Intercontinental Exchange Inc. and Black Knight Inc. announced an agreement with the Federal Trade Commission late Aug. 25 that clears the way for ICE to complete its $11.7 billion buyout of Jacksonville-based Black Knight.
The companies expect to close the deal Sept. 5, which is 16 months after announcing a merger agreement.
The deal has been held up by FTC antitrust concerns that the merged company would control too much of the U.S. mortgage technology market.
Black Knight dominates the market for processing home loans, with nearly two-thirds of all first mortgage loans in the U.S. processed through its system.
Atlanta-based ICE is mainly known as the operator of the New York Stock Exchange but it also has a large mortgage technology subsidiary.

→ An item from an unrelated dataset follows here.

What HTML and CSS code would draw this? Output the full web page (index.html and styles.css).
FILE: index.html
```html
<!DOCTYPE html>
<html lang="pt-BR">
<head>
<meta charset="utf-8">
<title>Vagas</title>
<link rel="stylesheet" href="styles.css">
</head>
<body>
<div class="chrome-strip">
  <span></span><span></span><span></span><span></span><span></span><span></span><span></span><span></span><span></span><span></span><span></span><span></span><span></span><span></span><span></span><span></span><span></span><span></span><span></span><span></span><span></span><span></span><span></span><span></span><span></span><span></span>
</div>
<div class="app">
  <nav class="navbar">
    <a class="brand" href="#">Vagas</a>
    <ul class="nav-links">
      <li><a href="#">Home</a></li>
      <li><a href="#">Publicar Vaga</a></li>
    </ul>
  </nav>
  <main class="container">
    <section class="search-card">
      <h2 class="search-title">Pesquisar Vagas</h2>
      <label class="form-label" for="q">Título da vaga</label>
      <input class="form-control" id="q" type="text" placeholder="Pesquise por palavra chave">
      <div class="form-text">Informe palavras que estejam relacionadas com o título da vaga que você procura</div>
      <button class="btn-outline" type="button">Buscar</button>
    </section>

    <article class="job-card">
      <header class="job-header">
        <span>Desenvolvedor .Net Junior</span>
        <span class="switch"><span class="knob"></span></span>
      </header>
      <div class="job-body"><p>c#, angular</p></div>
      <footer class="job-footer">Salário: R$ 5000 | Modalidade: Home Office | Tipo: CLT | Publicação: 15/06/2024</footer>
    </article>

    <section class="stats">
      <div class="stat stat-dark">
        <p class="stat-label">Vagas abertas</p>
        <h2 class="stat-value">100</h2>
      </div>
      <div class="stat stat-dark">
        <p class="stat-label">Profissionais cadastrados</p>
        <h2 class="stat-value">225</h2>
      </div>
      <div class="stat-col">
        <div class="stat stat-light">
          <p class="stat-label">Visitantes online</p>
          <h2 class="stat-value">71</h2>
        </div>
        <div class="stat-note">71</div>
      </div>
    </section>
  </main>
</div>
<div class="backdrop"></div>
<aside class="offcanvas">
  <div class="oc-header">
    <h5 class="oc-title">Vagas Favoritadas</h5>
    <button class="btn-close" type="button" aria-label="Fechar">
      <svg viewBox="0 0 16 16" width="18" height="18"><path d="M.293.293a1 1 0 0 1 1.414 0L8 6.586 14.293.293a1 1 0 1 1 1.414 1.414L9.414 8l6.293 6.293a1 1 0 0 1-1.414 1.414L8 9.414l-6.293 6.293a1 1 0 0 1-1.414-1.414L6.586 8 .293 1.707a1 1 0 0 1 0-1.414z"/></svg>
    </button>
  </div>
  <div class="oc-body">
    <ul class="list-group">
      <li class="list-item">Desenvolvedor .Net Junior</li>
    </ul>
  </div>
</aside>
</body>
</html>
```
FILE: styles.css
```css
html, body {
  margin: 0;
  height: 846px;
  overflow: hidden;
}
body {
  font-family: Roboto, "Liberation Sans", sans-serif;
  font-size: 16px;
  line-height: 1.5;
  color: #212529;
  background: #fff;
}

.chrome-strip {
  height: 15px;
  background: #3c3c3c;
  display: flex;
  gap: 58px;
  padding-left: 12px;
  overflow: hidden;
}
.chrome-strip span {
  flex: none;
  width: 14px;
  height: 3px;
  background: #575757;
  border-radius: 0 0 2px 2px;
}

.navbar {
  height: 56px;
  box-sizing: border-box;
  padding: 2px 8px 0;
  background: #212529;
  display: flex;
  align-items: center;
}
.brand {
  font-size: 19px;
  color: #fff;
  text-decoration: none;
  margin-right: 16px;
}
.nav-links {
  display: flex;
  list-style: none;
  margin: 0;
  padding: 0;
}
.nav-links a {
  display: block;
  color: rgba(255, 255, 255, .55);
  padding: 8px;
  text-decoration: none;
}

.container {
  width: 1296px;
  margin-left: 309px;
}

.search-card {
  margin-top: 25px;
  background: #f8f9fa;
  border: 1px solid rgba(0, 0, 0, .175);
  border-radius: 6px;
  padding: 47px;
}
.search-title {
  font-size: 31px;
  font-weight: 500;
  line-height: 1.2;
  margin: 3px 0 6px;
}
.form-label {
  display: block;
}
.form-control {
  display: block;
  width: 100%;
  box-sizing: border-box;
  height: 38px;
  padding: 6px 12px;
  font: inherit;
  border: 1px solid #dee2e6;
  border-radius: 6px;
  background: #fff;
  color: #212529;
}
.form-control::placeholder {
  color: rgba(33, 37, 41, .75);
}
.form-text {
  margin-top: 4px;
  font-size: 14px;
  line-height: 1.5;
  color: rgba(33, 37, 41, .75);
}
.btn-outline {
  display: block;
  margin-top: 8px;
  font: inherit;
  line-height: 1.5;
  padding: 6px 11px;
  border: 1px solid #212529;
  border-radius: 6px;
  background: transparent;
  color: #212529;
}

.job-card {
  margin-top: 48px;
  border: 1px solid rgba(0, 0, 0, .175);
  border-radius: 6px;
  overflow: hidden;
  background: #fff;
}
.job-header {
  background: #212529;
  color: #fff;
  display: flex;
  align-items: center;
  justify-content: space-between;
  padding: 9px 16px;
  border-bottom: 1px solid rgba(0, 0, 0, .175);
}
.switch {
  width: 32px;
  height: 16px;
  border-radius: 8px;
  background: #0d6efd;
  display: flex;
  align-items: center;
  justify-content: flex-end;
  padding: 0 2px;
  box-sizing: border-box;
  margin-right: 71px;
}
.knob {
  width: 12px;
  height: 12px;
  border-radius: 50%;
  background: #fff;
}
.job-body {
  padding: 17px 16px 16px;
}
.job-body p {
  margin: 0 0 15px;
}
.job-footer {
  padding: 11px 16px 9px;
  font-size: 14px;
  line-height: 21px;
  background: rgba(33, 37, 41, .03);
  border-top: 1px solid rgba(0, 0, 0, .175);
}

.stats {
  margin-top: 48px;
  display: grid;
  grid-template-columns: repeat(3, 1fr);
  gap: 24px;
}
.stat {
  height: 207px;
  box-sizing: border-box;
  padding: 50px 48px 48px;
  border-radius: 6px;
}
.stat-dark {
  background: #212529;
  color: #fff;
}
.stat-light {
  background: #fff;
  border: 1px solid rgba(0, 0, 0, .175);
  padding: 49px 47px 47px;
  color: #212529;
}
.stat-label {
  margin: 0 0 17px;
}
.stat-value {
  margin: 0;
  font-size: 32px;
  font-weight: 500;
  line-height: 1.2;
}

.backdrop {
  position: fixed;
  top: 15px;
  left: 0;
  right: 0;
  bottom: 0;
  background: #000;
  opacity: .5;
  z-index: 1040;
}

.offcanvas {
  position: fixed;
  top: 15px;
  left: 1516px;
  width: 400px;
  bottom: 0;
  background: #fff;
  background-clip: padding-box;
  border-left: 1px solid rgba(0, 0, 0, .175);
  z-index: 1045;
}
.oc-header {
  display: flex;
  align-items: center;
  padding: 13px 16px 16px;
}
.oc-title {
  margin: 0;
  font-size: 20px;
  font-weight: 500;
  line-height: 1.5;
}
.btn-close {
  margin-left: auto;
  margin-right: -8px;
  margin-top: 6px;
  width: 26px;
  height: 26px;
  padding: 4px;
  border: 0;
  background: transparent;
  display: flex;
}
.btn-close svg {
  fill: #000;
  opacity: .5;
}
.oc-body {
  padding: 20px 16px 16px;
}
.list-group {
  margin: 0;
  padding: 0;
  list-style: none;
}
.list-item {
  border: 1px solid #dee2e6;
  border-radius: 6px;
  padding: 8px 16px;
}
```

The companies tried to satisfy the FTC’s concerns with an agreement in March to sell Black Knight’s loan origination technology business called Empower to Constellation Software Inc.

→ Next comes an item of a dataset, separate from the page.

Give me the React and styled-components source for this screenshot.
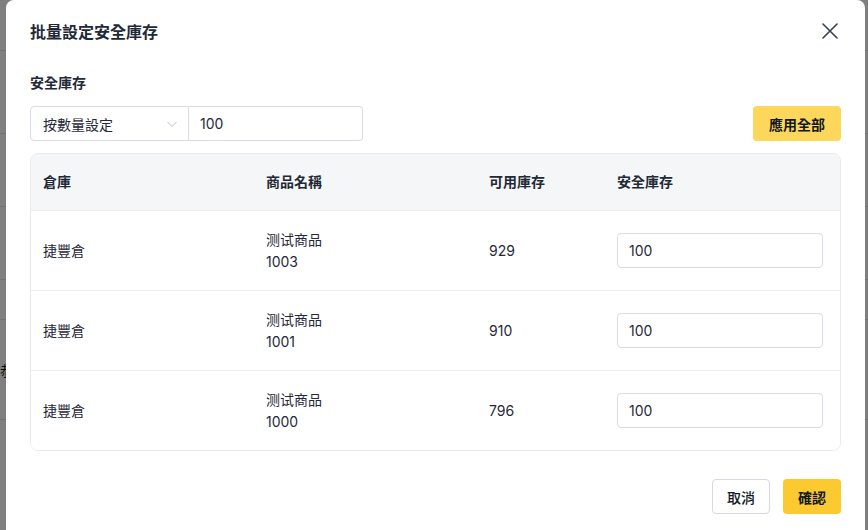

When that wasn’t enough for the FTC to drop its opposition, the companies in July announced another agreement to sell Black Knight’s data subsidiary, Optimal Blue, to Constellation.
After the Optimal Blue agreement, the FTC agreed Aug. 7 to drop a federal lawsuit seeking to block ICE’s acquisition of Black Knight.
The companies expect to complete the divestiture of Empower and Optimal Blue 20 days after completing the merger.
Black Knight set a deadline of Sept. 1 for its stockholders to decide if they want to receive cash or ICE stock in exchange for their shares, as part of the merger agreement.